• _The task_:
Reproduce the listing word for word. Skip any image.

-- begin --

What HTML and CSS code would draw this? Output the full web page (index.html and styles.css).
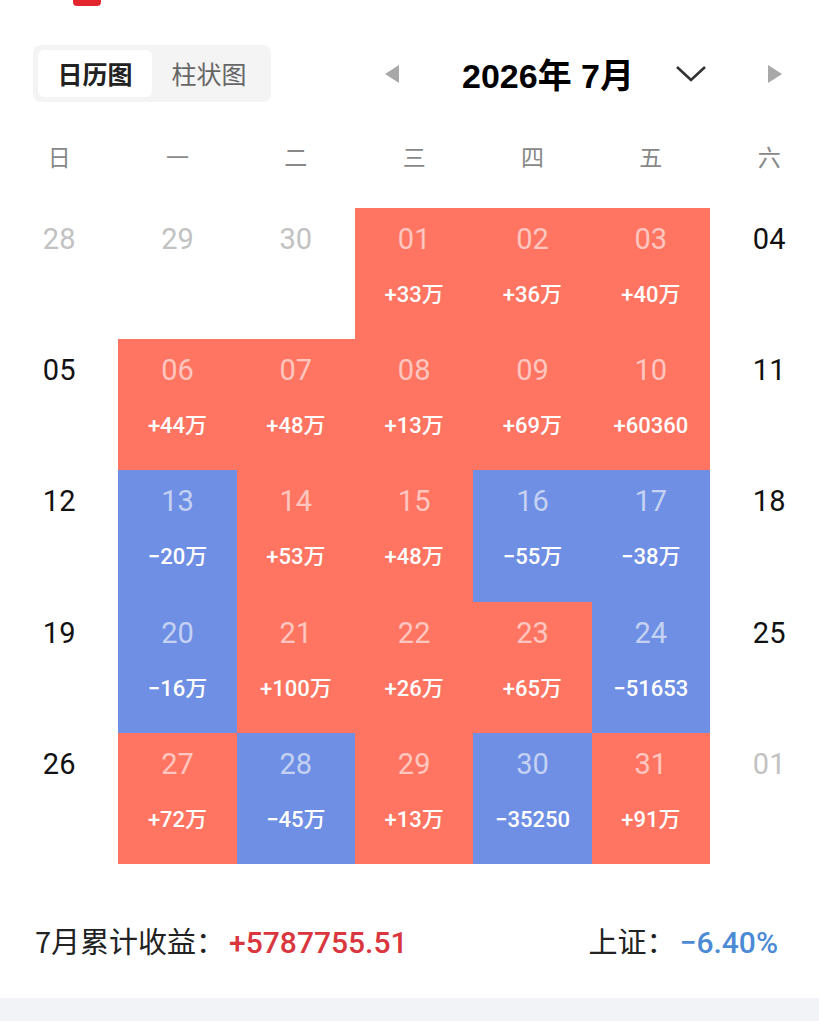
FILE: index.html
```html
<!DOCTYPE html>
<html lang="zh">
<head>
<meta charset="utf-8">
<link rel="stylesheet" href="styles.css">
</head>
<body>
<div class="page">
  <div class="indicator"></div>
  <div class="toolbar">
    <div class="tabs">
      <div class="tab active">日历图</div>
      <div class="tab">柱状图</div>
    </div>
    <div class="month-nav">
      <svg class="arrow" width="16" height="20" viewBox="0 0 16 20"><polygon points="15,1 15,19 1,10" fill="#a8a8a8"/></svg>
      <div class="title">2026年 7月</div>
      <svg class="chevron" width="32" height="20" viewBox="0 0 32 20"><polyline points="2,3 16,16 30,3" fill="none" stroke="#333" stroke-width="2.6"/></svg>
      <svg class="arrow right" width="16" height="20" viewBox="0 0 16 20"><polygon points="1,1 1,19 15,10" fill="#a8a8a8"/></svg>
    </div>
  </div>
  <div class="weekdays">
    <span>日</span><span>一</span><span>二</span><span>三</span><span>四</span><span>五</span><span>六</span>
  </div>
  <div class="calendar">
    <div class="cell out"><div class="day">28</div></div>
    <div class="cell out"><div class="day">29</div></div>
    <div class="cell out"><div class="day">30</div></div>
    <div class="cell up"><div class="day">01</div><div class="amt">+33万</div></div>
    <div class="cell up"><div class="day">02</div><div class="amt">+36万</div></div>
    <div class="cell up"><div class="day">03</div><div class="amt">+40万</div></div>
    <div class="cell"><div class="day">04</div></div>

    <div class="cell"><div class="day">05</div></div>
    <div class="cell up"><div class="day">06</div><div class="amt">+44万</div></div>
    <div class="cell up"><div class="day">07</div><div class="amt">+48万</div></div>
    <div class="cell up"><div class="day">08</div><div class="amt">+13万</div></div>
    <div class="cell up"><div class="day">09</div><div class="amt">+69万</div></div>
    <div class="cell up"><div class="day">10</div><div class="amt">+60360</div></div>
    <div class="cell"><div class="day">11</div></div>

    <div class="cell"><div class="day">12</div></div>
    <div class="cell down"><div class="day">13</div><div class="amt">−20万</div></div>
    <div class="cell up"><div class="day">14</div><div class="amt">+53万</div></div>
    <div class="cell up"><div class="day">15</div><div class="amt">+48万</div></div>
    <div class="cell down"><div class="day">16</div><div class="amt">−55万</div></div>
    <div class="cell down"><div class="day">17</div><div class="amt">−38万</div></div>
    <div class="cell"><div class="day">18</div></div>

    <div class="cell"><div class="day">19</div></div>
    <div class="cell down"><div class="day">20</div><div class="amt">−16万</div></div>
    <div class="cell up"><div class="day">21</div><div class="amt">+100万</div></div>
    <div class="cell up"><div class="day">22</div><div class="amt">+26万</div></div>
    <div class="cell up"><div class="day">23</div><div class="amt">+65万</div></div>
    <div class="cell down"><div class="day">24</div><div class="amt">−51653</div></div>
    <div class="cell"><div class="day">25</div></div>

    <div class="cell"><div class="day">26</div></div>
    <div class="cell up"><div class="day">27</div><div class="amt">+72万</div></div>
    <div class="cell down"><div class="day">28</div><div class="amt">−45万</div></div>
    <div class="cell up"><div class="day">29</div><div class="amt">+13万</div></div>
    <div class="cell down"><div class="day">30</div><div class="amt">−35250</div></div>
    <div class="cell up"><div class="day">31</div><div class="amt">+91万</div></div>
    <div class="cell out"><div class="day">01</div></div>
  </div>
  <div class="footer">
    <div class="stat"><span class="label">7月累计收益：</span><span class="val red">+5787755.51</span></div>
    <div class="stat right"><span class="label">上证：</span><span class="val blue">−6.40%</span></div>
  </div>
  <div class="bottom-bar"></div>
</div>
</body>
</html>
```
FILE: styles.css
```css
html, body {
  margin: 0;
  padding: 0;
  background: #fff;
  overflow: hidden;
}
.page {
  width: 819px;
  height: 1021px;
  overflow: hidden;
  font-family: Roboto, "Noto Sans CJK SC", sans-serif;
  color: #111;
}
.indicator {
  width: 28px;
  height: 6px;
  margin-left: 73px;
  background: #e3262e;
  border-radius: 0 0 4px 4px;
}
.toolbar {
  display: flex;
  align-items: center;
  margin-top: 39px;
  height: 57px;
}
.tabs {
  display: flex;
  margin-left: 33px;
  width: 238px;
  height: 57px;
  box-sizing: border-box;
  padding: 5px;
  background: #f4f4f4;
  border-radius: 8px;
}
.tab {
  width: 115px;
  height: 47px;
  line-height: 47px;
  text-align: center;
  font-family: "Noto Sans CJK SC", sans-serif;
  font-size: 25px;
  color: #666;
}
.tab.active {
  background: #fff;
  border-radius: 6px;
  color: #222;
  font-weight: 700;
}
.month-nav {
  display: flex;
  align-items: center;
  margin-left: 113px;
}
.arrow {
  display: block;
}
.title {
  margin-left: 62px;
  font-family: "Liberation Sans", "Noto Sans CJK SC", sans-serif;
  font-weight: 700;
  font-size: 34px;
  color: #000;
  width: 213px;
  white-space: nowrap;
}
.chevron {
  display: block;
}
.arrow.right {
  margin-left: 60px;
}
.weekdays {
  display: grid;
  grid-template-columns: repeat(7, 118.33px);
  width: 828px;
  margin-top: 26px;
  height: 56px;
  line-height: 56px;
  text-align: center;
  font-family: "Noto Sans CJK SC", sans-serif;
  font-size: 23px;
  color: #888;
}
.calendar {
  display: grid;
  grid-template-columns: repeat(7, 118.33px);
  grid-template-rows: repeat(5, 131.2px);
  width: 828px;
  margin-top: 24px;
}
.cell {
  text-align: center;
  padding-top: 13px;
  box-sizing: border-box;
}
.day {
  font-size: 29px;
  line-height: 36px;
  color: #111;
}
.cell.out .day {
  color: #c2c2c2;
}
.cell.up {
  background: #ff7562;
}
.cell.down {
  background: #6e8fe3;
}
.cell.up .day,
.cell.down .day {
  color: rgba(255, 255, 255, 0.6);
}
.amt {
  margin-top: 24px;
  font-family: Roboto, "Noto Sans CJK SC", sans-serif;
  font-size: 22px;
  line-height: 28px;
  font-weight: 500;
  color: #fff;
}
.footer {
  display: flex;
  justify-content: space-between;
  height: 134px;
  box-sizing: border-box;
  padding: 57px 41px 0 35px;
}
.stat {
  font-size: 29px;
  line-height: 38px;
  white-space: nowrap;
}
.label {
  font-family: "Noto Sans CJK SC", sans-serif;
  color: #222;
  margin-right: 4px;
}
.val {
  font-family: Roboto, sans-serif;
  font-size: 30px;
  font-weight: 500;
}
.val.red {
  color: #d9363e;
}
.val.blue {
  color: #4d8ad6;
}
.bottom-bar {
  height: 23px;
  background: #f2f3f7;
}
```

-- end --

• _Output for this task_:
What HTML and CSS code would draw this? Output the full web page (index.html and styles.css).
FILE: index.html
```html
<!DOCTYPE html>
<html lang="zh">
<head>
<meta charset="utf-8">
<link rel="stylesheet" href="styles.css">
</head>
<body>
<div class="page">
  <div class="indicator"></div>
  <div class="toolbar">
    <div class="tabs">
      <div class="tab active">日历图</div>
      <div class="tab">柱状图</div>
    </div>
    <div class="month-nav">
      <svg class="arrow" width="16" height="20" viewBox="0 0 16 20"><polygon points="15,1 15,19 1,10" fill="#a8a8a8"/></svg>
      <div class="title">2026年 7月</div>
      <svg class="chevron" width="32" height="20" viewBox="0 0 32 20"><polyline points="2,3 16,16 30,3" fill="none" stroke="#333" stroke-width="2.6"/></svg>
      <svg class="arrow right" width="16" height="20" viewBox="0 0 16 20"><polygon points="1,1 1,19 15,10" fill="#a8a8a8"/></svg>
    </div>
  </div>
  <div class="weekdays">
    <span>日</span><span>一</span><span>二</span><span>三</span><span>四</span><span>五</span><span>六</span>
  </div>
  <div class="calendar">
    <div class="cell out"><div class="day">28</div></div>
    <div class="cell out"><div class="day">29</div></div>
    <div class="cell out"><div class="day">30</div></div>
    <div class="cell up"><div class="day">01</div><div class="amt">+33万</div></div>
    <div class="cell up"><div class="day">02</div><div class="amt">+36万</div></div>
    <div class="cell up"><div class="day">03</div><div class="amt">+40万</div></div>
    <div class="cell"><div class="day">04</div></div>

    <div class="cell"><div class="day">05</div></div>
    <div class="cell up"><div class="day">06</div><div class="amt">+44万</div></div>
    <div class="cell up"><div class="day">07</div><div class="amt">+48万</div></div>
    <div class="cell up"><div class="day">08</div><div class="amt">+13万</div></div>
    <div class="cell up"><div class="day">09</div><div class="amt">+69万</div></div>
    <div class="cell up"><div class="day">10</div><div class="amt">+60360</div></div>
    <div class="cell"><div class="day">11</div></div>

    <div class="cell"><div class="day">12</div></div>
    <div class="cell down"><div class="day">13</div><div class="amt">−20万</div></div>
    <div class="cell up"><div class="day">14</div><div class="amt">+53万</div></div>
    <div class="cell up"><div class="day">15</div><div class="amt">+48万</div></div>
    <div class="cell down"><div class="day">16</div><div class="amt">−55万</div></div>
    <div class="cell down"><div class="day">17</div><div class="amt">−38万</div></div>
    <div class="cell"><div class="day">18</div></div>

    <div class="cell"><div class="day">19</div></div>
    <div class="cell down"><div class="day">20</div><div class="amt">−16万</div></div>
    <div class="cell up"><div class="day">21</div><div class="amt">+100万</div></div>
    <div class="cell up"><div class="day">22</div><div class="amt">+26万</div></div>
    <div class="cell up"><div class="day">23</div><div class="amt">+65万</div></div>
    <div class="cell down"><div class="day">24</div><div class="amt">−51653</div></div>
    <div class="cell"><div class="day">25</div></div>

    <div class="cell"><div class="day">26</div></div>
    <div class="cell up"><div class="day">27</div><div class="amt">+72万</div></div>
    <div class="cell down"><div class="day">28</div><div class="amt">−45万</div></div>
    <div class="cell up"><div class="day">29</div><div class="amt">+13万</div></div>
    <div class="cell down"><div class="day">30</div><div class="amt">−35250</div></div>
    <div class="cell up"><div class="day">31</div><div class="amt">+91万</div></div>
    <div class="cell out"><div class="day">01</div></div>
  </div>
  <div class="footer">
    <div class="stat"><span class="label">7月累计收益：</span><span class="val red">+5787755.51</span></div>
    <div class="stat right"><span class="label">上证：</span><span class="val blue">−6.40%</span></div>
  </div>
  <div class="bottom-bar"></div>
</div>
</body>
</html>
```
FILE: styles.css
```css
html, body {
  margin: 0;
  padding: 0;
  background: #fff;
  overflow: hidden;
}
.page {
  width: 819px;
  height: 1021px;
  overflow: hidden;
  font-family: Roboto, "Noto Sans CJK SC", sans-serif;
  color: #111;
}
.indicator {
  width: 28px;
  height: 6px;
  margin-left: 73px;
  background: #e3262e;
  border-radius: 0 0 4px 4px;
}
.toolbar {
  display: flex;
  align-items: center;
  margin-top: 39px;
  height: 57px;
}
.tabs {
  display: flex;
  margin-left: 33px;
  width: 238px;
  height: 57px;
  box-sizing: border-box;
  padding: 5px;
  background: #f4f4f4;
  border-radius: 8px;
}
.tab {
  width: 115px;
  height: 47px;
  line-height: 47px;
  text-align: center;
  font-family: "Noto Sans CJK SC", sans-serif;
  font-size: 25px;
  color: #666;
}
.tab.active {
  background: #fff;
  border-radius: 6px;
  color: #222;
  font-weight: 700;
}
.month-nav {
  display: flex;
  align-items: center;
  margin-left: 113px;
}
.arrow {
  display: block;
}
.title {
  margin-left: 62px;
  font-family: "Liberation Sans", "Noto Sans CJK SC", sans-serif;
  font-weight: 700;
  font-size: 34px;
  color: #000;
  width: 213px;
  white-space: nowrap;
}
.chevron {
  display: block;
}
.arrow.right {
  margin-left: 60px;
}
.weekdays {
  display: grid;
  grid-template-columns: repeat(7, 118.33px);
  width: 828px;
  margin-top: 26px;
  height: 56px;
  line-height: 56px;
  text-align: center;
  font-family: "Noto Sans CJK SC", sans-serif;
  font-size: 23px;
  color: #888;
}
.calendar {
  display: grid;
  grid-template-columns: repeat(7, 118.33px);
  grid-template-rows: repeat(5, 131.2px);
  width: 828px;
  margin-top: 24px;
}
.cell {
  text-align: center;
  padding-top: 13px;
  box-sizing: border-box;
}
.day {
  font-size: 29px;
  line-height: 36px;
  color: #111;
}
.cell.out .day {
  color: #c2c2c2;
}
.cell.up {
  background: #ff7562;
}
.cell.down {
  background: #6e8fe3;
}
.cell.up .day,
.cell.down .day {
  color: rgba(255, 255, 255, 0.6);
}
.amt {
  margin-top: 24px;
  font-family: Roboto, "Noto Sans CJK SC", sans-serif;
  font-size: 22px;
  line-height: 28px;
  font-weight: 500;
  color: #fff;
}
.footer {
  display: flex;
  justify-content: space-between;
  height: 134px;
  box-sizing: border-box;
  padding: 57px 41px 0 35px;
}
.stat {
  font-size: 29px;
  line-height: 38px;
  white-space: nowrap;
}
.label {
  font-family: "Noto Sans CJK SC", sans-serif;
  color: #222;
  margin-right: 4px;
}
.val {
  font-family: Roboto, sans-serif;
  font-size: 30px;
  font-weight: 500;
}
.val.red {
  color: #d9363e;
}
.val.blue {
  color: #4d8ad6;
}
.bottom-bar {
  height: 23px;
  background: #f2f3f7;
}
```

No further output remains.